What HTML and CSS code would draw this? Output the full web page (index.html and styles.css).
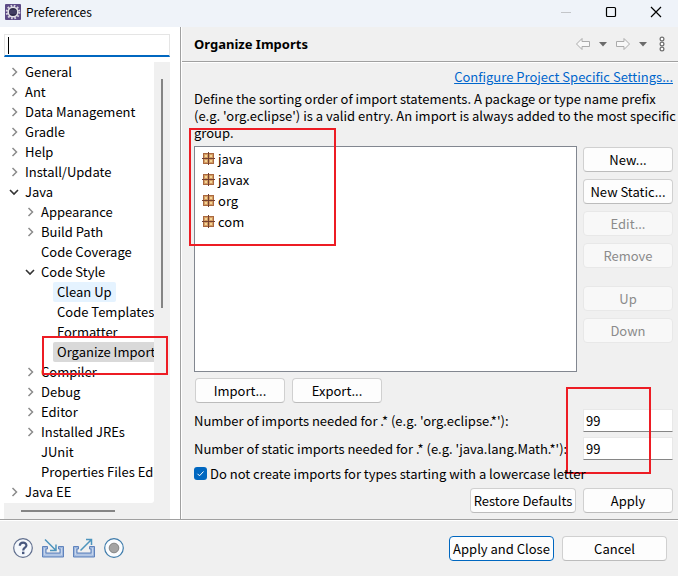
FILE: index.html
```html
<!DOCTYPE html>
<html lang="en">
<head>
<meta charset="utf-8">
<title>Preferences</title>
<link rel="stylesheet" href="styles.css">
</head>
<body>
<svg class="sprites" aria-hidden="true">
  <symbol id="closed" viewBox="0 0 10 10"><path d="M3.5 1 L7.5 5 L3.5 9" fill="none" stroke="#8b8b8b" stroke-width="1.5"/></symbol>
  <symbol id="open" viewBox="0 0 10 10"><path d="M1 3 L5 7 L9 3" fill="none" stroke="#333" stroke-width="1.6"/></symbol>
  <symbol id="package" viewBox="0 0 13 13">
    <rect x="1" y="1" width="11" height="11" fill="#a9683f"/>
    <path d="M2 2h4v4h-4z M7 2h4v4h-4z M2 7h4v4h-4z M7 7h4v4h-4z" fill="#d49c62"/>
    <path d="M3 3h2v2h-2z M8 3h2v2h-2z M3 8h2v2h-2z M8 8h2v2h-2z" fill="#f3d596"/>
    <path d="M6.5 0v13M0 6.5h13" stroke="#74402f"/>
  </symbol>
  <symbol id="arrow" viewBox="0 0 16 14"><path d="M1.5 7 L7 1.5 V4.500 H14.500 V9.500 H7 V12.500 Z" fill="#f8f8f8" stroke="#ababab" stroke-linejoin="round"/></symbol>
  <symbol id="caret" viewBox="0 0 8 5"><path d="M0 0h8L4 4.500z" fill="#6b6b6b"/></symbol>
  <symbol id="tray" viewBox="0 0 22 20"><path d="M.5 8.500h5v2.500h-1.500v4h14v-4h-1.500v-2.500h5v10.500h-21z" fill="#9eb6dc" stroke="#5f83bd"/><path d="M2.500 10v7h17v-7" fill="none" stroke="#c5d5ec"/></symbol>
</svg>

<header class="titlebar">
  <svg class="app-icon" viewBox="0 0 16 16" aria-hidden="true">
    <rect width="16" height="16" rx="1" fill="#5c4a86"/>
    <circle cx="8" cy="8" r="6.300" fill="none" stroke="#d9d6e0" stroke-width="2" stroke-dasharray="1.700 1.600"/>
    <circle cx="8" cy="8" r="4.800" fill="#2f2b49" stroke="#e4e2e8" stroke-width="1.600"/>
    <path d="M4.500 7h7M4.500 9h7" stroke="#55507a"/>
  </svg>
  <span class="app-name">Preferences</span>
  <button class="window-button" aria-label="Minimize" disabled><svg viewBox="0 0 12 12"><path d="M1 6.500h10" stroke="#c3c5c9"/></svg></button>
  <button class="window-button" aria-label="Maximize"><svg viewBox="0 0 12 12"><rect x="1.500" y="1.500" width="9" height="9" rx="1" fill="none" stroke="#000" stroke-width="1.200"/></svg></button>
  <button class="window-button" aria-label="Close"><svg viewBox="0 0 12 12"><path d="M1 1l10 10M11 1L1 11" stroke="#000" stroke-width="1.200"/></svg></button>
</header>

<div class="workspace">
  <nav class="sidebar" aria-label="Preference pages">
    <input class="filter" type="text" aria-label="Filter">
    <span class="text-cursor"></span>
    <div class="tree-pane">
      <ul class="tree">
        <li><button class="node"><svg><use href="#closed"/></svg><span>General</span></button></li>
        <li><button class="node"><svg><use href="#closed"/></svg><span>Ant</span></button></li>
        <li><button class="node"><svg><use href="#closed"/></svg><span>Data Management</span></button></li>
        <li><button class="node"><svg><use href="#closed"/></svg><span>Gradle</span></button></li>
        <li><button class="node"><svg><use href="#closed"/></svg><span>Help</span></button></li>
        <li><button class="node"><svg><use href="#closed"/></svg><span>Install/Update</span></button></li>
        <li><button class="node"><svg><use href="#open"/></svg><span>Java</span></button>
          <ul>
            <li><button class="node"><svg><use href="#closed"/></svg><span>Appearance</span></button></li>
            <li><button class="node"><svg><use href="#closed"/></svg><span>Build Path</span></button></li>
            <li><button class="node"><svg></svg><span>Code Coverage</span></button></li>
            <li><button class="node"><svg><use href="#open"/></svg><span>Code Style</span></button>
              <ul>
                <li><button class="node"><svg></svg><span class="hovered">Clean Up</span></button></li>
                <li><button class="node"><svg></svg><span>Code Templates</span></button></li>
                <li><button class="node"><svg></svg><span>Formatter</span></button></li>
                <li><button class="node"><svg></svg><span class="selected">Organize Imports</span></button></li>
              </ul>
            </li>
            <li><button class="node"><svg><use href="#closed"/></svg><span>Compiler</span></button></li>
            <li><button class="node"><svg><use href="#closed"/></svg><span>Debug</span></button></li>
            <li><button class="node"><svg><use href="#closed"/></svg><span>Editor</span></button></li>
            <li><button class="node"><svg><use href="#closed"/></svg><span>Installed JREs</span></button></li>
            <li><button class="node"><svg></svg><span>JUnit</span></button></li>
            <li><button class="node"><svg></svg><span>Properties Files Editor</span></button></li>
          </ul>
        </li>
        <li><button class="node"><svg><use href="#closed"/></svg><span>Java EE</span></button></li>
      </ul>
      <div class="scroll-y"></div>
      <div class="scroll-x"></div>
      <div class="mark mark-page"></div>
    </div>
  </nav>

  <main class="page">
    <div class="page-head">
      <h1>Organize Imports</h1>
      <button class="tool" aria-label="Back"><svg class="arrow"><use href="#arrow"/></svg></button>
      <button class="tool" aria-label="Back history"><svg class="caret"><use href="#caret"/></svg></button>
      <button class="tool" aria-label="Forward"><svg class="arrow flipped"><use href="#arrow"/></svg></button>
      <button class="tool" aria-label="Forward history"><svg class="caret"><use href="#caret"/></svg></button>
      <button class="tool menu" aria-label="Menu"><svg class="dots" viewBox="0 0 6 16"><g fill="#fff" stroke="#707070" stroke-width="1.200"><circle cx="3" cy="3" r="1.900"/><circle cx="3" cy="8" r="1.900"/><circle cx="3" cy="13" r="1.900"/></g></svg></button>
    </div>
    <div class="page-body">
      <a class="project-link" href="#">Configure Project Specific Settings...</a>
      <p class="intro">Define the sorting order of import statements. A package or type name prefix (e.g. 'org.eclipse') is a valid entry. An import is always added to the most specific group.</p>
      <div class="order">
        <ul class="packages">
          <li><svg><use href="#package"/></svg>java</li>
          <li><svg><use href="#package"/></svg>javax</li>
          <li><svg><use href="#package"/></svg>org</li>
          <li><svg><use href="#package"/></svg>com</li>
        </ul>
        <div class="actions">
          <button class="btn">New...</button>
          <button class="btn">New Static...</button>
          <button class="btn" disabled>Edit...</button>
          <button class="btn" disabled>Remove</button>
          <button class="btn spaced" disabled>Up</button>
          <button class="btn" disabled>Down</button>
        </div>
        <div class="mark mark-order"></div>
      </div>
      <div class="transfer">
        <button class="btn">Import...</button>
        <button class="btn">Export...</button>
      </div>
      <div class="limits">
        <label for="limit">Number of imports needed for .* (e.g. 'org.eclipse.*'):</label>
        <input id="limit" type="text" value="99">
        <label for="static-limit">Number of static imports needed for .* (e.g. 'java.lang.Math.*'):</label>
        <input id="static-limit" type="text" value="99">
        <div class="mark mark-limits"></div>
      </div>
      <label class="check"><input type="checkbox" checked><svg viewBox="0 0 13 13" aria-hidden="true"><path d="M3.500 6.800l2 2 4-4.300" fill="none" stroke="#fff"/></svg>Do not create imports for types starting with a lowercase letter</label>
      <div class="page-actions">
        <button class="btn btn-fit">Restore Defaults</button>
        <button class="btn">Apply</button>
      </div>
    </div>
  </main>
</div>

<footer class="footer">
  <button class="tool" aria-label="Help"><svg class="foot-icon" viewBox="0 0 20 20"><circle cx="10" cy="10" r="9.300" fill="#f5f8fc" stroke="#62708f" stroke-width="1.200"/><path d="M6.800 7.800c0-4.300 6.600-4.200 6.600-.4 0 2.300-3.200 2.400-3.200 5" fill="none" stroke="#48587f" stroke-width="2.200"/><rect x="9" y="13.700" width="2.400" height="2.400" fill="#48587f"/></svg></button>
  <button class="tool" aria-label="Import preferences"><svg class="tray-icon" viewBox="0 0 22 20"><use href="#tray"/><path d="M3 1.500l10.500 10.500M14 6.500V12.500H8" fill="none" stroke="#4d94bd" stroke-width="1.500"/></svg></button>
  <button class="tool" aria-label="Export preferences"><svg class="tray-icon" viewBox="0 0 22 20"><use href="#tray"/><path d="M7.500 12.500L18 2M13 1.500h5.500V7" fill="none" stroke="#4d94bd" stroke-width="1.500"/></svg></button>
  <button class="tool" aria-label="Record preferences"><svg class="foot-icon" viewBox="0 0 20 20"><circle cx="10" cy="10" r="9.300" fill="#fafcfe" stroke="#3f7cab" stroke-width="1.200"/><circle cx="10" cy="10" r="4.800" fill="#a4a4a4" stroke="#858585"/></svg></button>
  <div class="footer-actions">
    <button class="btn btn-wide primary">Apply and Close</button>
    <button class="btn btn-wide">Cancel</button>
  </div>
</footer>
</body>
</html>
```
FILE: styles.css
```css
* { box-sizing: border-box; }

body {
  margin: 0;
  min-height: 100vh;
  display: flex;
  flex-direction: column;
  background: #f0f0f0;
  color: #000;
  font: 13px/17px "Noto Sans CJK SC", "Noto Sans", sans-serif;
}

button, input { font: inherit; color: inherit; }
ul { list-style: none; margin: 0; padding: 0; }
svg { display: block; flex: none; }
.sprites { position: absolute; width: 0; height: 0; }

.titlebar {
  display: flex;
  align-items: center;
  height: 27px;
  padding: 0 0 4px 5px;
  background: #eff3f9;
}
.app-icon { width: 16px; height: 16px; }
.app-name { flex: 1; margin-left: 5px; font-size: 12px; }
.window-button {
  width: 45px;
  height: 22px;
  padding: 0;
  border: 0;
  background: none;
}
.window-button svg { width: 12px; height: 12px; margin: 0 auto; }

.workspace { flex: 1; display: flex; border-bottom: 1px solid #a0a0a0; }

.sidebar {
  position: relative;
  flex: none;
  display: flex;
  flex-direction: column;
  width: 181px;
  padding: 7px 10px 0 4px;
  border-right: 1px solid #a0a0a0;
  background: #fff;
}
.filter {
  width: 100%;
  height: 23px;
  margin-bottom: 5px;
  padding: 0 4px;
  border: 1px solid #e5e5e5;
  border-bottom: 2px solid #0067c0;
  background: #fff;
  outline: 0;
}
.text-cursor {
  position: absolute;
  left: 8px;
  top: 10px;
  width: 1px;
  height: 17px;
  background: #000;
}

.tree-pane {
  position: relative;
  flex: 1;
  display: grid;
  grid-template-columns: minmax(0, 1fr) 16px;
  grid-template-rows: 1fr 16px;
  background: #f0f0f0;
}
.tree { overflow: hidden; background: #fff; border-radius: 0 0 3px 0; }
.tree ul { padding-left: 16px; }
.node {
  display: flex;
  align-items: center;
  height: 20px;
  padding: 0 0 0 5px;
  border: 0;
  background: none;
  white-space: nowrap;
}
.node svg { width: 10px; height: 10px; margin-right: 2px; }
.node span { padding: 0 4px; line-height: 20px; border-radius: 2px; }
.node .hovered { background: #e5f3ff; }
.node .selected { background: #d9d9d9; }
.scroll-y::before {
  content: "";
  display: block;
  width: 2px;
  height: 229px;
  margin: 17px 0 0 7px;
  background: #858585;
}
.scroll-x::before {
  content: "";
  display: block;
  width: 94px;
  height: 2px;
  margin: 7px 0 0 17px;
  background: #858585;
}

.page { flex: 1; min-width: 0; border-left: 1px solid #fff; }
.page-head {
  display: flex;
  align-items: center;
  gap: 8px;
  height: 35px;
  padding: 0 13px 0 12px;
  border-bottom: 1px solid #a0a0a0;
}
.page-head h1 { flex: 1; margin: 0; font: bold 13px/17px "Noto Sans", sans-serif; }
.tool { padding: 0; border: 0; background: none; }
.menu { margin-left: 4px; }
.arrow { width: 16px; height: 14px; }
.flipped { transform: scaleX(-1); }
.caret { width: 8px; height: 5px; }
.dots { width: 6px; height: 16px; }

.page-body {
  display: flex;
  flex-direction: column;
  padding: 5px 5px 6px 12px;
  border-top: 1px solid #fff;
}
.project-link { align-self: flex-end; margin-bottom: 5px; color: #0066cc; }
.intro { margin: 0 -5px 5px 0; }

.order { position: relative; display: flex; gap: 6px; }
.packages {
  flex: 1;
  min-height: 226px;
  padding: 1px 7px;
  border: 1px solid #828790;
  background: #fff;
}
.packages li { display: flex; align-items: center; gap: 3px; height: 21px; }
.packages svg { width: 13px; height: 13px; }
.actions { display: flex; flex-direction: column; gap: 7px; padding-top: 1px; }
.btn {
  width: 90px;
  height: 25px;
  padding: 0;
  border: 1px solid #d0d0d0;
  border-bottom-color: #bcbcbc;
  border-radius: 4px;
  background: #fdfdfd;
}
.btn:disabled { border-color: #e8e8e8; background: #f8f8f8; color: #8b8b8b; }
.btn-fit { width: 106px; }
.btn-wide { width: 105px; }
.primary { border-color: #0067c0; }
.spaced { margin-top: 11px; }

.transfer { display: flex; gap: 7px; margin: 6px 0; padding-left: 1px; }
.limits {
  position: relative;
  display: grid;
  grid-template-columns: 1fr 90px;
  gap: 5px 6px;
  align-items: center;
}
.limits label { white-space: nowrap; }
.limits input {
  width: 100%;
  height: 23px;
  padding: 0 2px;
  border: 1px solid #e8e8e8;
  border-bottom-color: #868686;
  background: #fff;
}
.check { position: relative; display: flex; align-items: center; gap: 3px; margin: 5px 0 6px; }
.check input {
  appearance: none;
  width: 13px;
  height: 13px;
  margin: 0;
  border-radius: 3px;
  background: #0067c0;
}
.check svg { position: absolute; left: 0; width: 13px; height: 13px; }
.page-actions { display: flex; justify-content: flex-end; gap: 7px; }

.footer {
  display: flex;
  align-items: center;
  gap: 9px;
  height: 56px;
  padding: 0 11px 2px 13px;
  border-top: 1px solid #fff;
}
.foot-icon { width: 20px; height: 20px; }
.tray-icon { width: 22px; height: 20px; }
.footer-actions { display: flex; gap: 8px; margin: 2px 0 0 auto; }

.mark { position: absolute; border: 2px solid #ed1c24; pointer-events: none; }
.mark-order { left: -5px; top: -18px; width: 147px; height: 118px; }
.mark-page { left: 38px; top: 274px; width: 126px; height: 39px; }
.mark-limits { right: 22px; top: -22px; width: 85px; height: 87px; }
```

---

Find how many lines include the string "index" and report that number alone.

2